Short task: In your copy, include every line of the listing below exactly but none of the pictures.
##### Available data #####
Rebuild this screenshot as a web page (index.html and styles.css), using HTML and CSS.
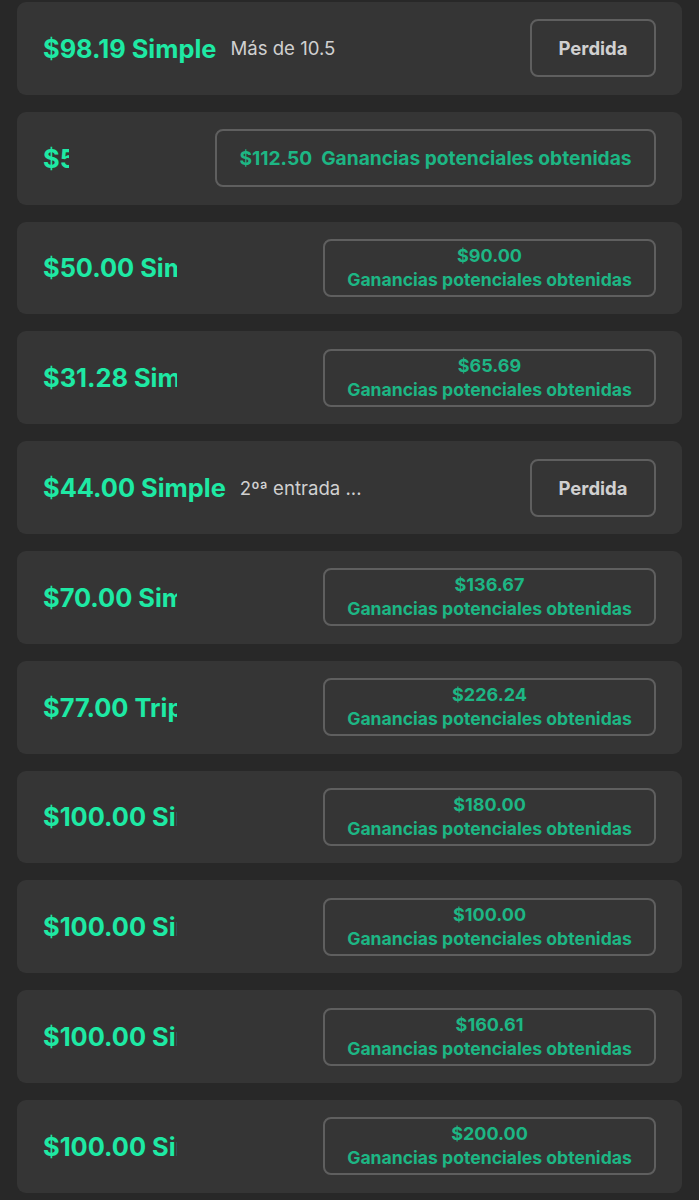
FILE: index.html
```html
<!DOCTYPE html>
<html lang="es">
<head>
  <meta charset="UTF-8">
  <meta name="viewport" content="width=device-width, initial-scale=1.0">
  <title>Mis apuestas</title>
  <link rel="stylesheet" href="styles.css">
</head>
<body>
  <div class="bet-list">
    <div class="bet-card">
      <div class="bet-title">$98.19 Simple</div>
      <div class="bet-sub">Más de 10.5</div>
      <div class="bet-status lost">Perdida</div>
    </div>

    <div class="bet-card won">
      <div class="bet-title clip">$50.00 Simple</div>
      <div class="bet-status win inline">$112.50&nbsp; Ganancias potenciales obtenidas</div>
    </div>

    <div class="bet-card won">
      <div class="bet-title clip">$50.00 Simple</div>
      <div class="bet-status win">
        <span class="win-amount">$90.00</span>
        <span class="win-label">Ganancias potenciales obtenidas</span>
      </div>
    </div>

    <div class="bet-card won">
      <div class="bet-title clip">$31.28 Simple</div>
      <div class="bet-status win">
        <span class="win-amount">$65.69</span>
        <span class="win-label">Ganancias potenciales obtenidas</span>
      </div>
    </div>

    <div class="bet-card">
      <div class="bet-title">$44.00 Simple</div>
      <div class="bet-sub">2ºª entrada ...</div>
      <div class="bet-status lost">Perdida</div>
    </div>

    <div class="bet-card won">
      <div class="bet-title clip">$70.00 Simple</div>
      <div class="bet-status win">
        <span class="win-amount">$136.67</span>
        <span class="win-label">Ganancias potenciales obtenidas</span>
      </div>
    </div>

    <div class="bet-card won">
      <div class="bet-title clip">$77.00 Triple</div>
      <div class="bet-status win">
        <span class="win-amount">$226.24</span>
        <span class="win-label">Ganancias potenciales obtenidas</span>
      </div>
    </div>

    <div class="bet-card won">
      <div class="bet-title clip">$100.00 Simple</div>
      <div class="bet-status win">
        <span class="win-amount">$180.00</span>
        <span class="win-label">Ganancias potenciales obtenidas</span>
      </div>
    </div>

    <div class="bet-card won">
      <div class="bet-title clip">$100.00 Simple</div>
      <div class="bet-status win">
        <span class="win-amount">$100.00</span>
        <span class="win-label">Ganancias potenciales obtenidas</span>
      </div>
    </div>

    <div class="bet-card won">
      <div class="bet-title clip">$100.00 Simple</div>
      <div class="bet-status win">
        <span class="win-amount">$160.61</span>
        <span class="win-label">Ganancias potenciales obtenidas</span>
      </div>
    </div>

    <div class="bet-card won">
      <div class="bet-title clip">$100.00 Simple</div>
      <div class="bet-status win">
        <span class="win-amount">$200.00</span>
        <span class="win-label">Ganancias potenciales obtenidas</span>
      </div>
    </div>
  </div>
</body>
</html>
```

FILE: styles.css
```css
body {
  background-color: #282828;
  font-family: 'Inter', 'Liberation Sans', sans-serif;
  margin: 0;
  padding: 0;
  color: #fff;
}

.bet-list {
  display: flex;
  flex-direction: column;
  gap: 17px;
  padding: 2px 17px 0;
}

.bet-card {
  height: 92.8px;
  box-sizing: border-box;
  background-color: #353535;
  border-radius: 9px;
  padding: 0 26px;
  display: flex;
  align-items: center;
}

.bet-title {
  color: #1ee9a4;
  font-size: 25.4px;
  font-weight: 700;
  white-space: nowrap;
}

.bet-title.clip {
  flex: 1;
  min-width: 0;
  overflow: hidden;
  margin-right: 146px;
}

.bet-sub {
  color: #d0d0d0;
  font-size: 18.6px;
  margin-left: 14px;
  white-space: nowrap;
}

.bet-status {
  height: 58px;
  box-sizing: border-box;
  border: 2px solid #5f5f5f;
  border-radius: 8px;
  display: flex;
  flex-direction: column;
  align-items: center;
  justify-content: center;
  flex-shrink: 0;
  margin-left: auto;
}

.bet-status.lost {
  width: 126px;
  color: #d0d0d0;
  font-size: 18.5px;
  font-weight: 700;
}

.bet-status.win {
  width: 333px;
  color: #1db684;
  font-size: 17.6px;
  font-weight: 700;
  line-height: 24px;
  white-space: nowrap;
}

.bet-status.inline {
  width: 441px;
  flex-direction: row;
  font-size: 19.2px;
}

.win-amount {
  font-size: 18px;
}
```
#####
Answer below:
Rebuild this screenshot as a web page (index.html and styles.css), using HTML and CSS.
FILE: index.html
```html
<!DOCTYPE html>
<html lang="es">
<head>
  <meta charset="UTF-8">
  <meta name="viewport" content="width=device-width, initial-scale=1.0">
  <title>Mis apuestas</title>
  <link rel="stylesheet" href="styles.css">
</head>
<body>
  <div class="bet-list">
    <div class="bet-card">
      <div class="bet-title">$98.19 Simple</div>
      <div class="bet-sub">Más de 10.5</div>
      <div class="bet-status lost">Perdida</div>
    </div>

    <div class="bet-card won">
      <div class="bet-title clip">$50.00 Simple</div>
      <div class="bet-status win inline">$112.50&nbsp; Ganancias potenciales obtenidas</div>
    </div>

    <div class="bet-card won">
      <div class="bet-title clip">$50.00 Simple</div>
      <div class="bet-status win">
        <span class="win-amount">$90.00</span>
        <span class="win-label">Ganancias potenciales obtenidas</span>
      </div>
    </div>

    <div class="bet-card won">
      <div class="bet-title clip">$31.28 Simple</div>
      <div class="bet-status win">
        <span class="win-amount">$65.69</span>
        <span class="win-label">Ganancias potenciales obtenidas</span>
      </div>
    </div>

    <div class="bet-card">
      <div class="bet-title">$44.00 Simple</div>
      <div class="bet-sub">2ºª entrada ...</div>
      <div class="bet-status lost">Perdida</div>
    </div>

    <div class="bet-card won">
      <div class="bet-title clip">$70.00 Simple</div>
      <div class="bet-status win">
        <span class="win-amount">$136.67</span>
        <span class="win-label">Ganancias potenciales obtenidas</span>
      </div>
    </div>

    <div class="bet-card won">
      <div class="bet-title clip">$77.00 Triple</div>
      <div class="bet-status win">
        <span class="win-amount">$226.24</span>
        <span class="win-label">Ganancias potenciales obtenidas</span>
      </div>
    </div>

    <div class="bet-card won">
      <div class="bet-title clip">$100.00 Simple</div>
      <div class="bet-status win">
        <span class="win-amount">$180.00</span>
        <span class="win-label">Ganancias potenciales obtenidas</span>
      </div>
    </div>

    <div class="bet-card won">
      <div class="bet-title clip">$100.00 Simple</div>
      <div class="bet-status win">
        <span class="win-amount">$100.00</span>
        <span class="win-label">Ganancias potenciales obtenidas</span>
      </div>
    </div>

    <div class="bet-card won">
      <div class="bet-title clip">$100.00 Simple</div>
      <div class="bet-status win">
        <span class="win-amount">$160.61</span>
        <span class="win-label">Ganancias potenciales obtenidas</span>
      </div>
    </div>

    <div class="bet-card won">
      <div class="bet-title clip">$100.00 Simple</div>
      <div class="bet-status win">
        <span class="win-amount">$200.00</span>
        <span class="win-label">Ganancias potenciales obtenidas</span>
      </div>
    </div>
  </div>
</body>
</html>
```

FILE: styles.css
```css
body {
  background-color: #282828;
  font-family: 'Inter', 'Liberation Sans', sans-serif;
  margin: 0;
  padding: 0;
  color: #fff;
}

.bet-list {
  display: flex;
  flex-direction: column;
  gap: 17px;
  padding: 2px 17px 0;
}

.bet-card {
  height: 92.8px;
  box-sizing: border-box;
  background-color: #353535;
  border-radius: 9px;
  padding: 0 26px;
  display: flex;
  align-items: center;
}

.bet-title {
  color: #1ee9a4;
  font-size: 25.4px;
  font-weight: 700;
  white-space: nowrap;
}

.bet-title.clip {
  flex: 1;
  min-width: 0;
  overflow: hidden;
  margin-right: 146px;
}

.bet-sub {
  color: #d0d0d0;
  font-size: 18.6px;
  margin-left: 14px;
  white-space: nowrap;
}

.bet-status {
  height: 58px;
  box-sizing: border-box;
  border: 2px solid #5f5f5f;
  border-radius: 8px;
  display: flex;
  flex-direction: column;
  align-items: center;
  justify-content: center;
  flex-shrink: 0;
  margin-left: auto;
}

.bet-status.lost {
  width: 126px;
  color: #d0d0d0;
  font-size: 18.5px;
  font-weight: 700;
}

.bet-status.win {
  width: 333px;
  color: #1db684;
  font-size: 17.6px;
  font-weight: 700;
  line-height: 24px;
  white-space: nowrap;
}

.bet-status.inline {
  width: 441px;
  flex-direction: row;
  font-size: 19.2px;
}

.win-amount {
  font-size: 18px;
}
```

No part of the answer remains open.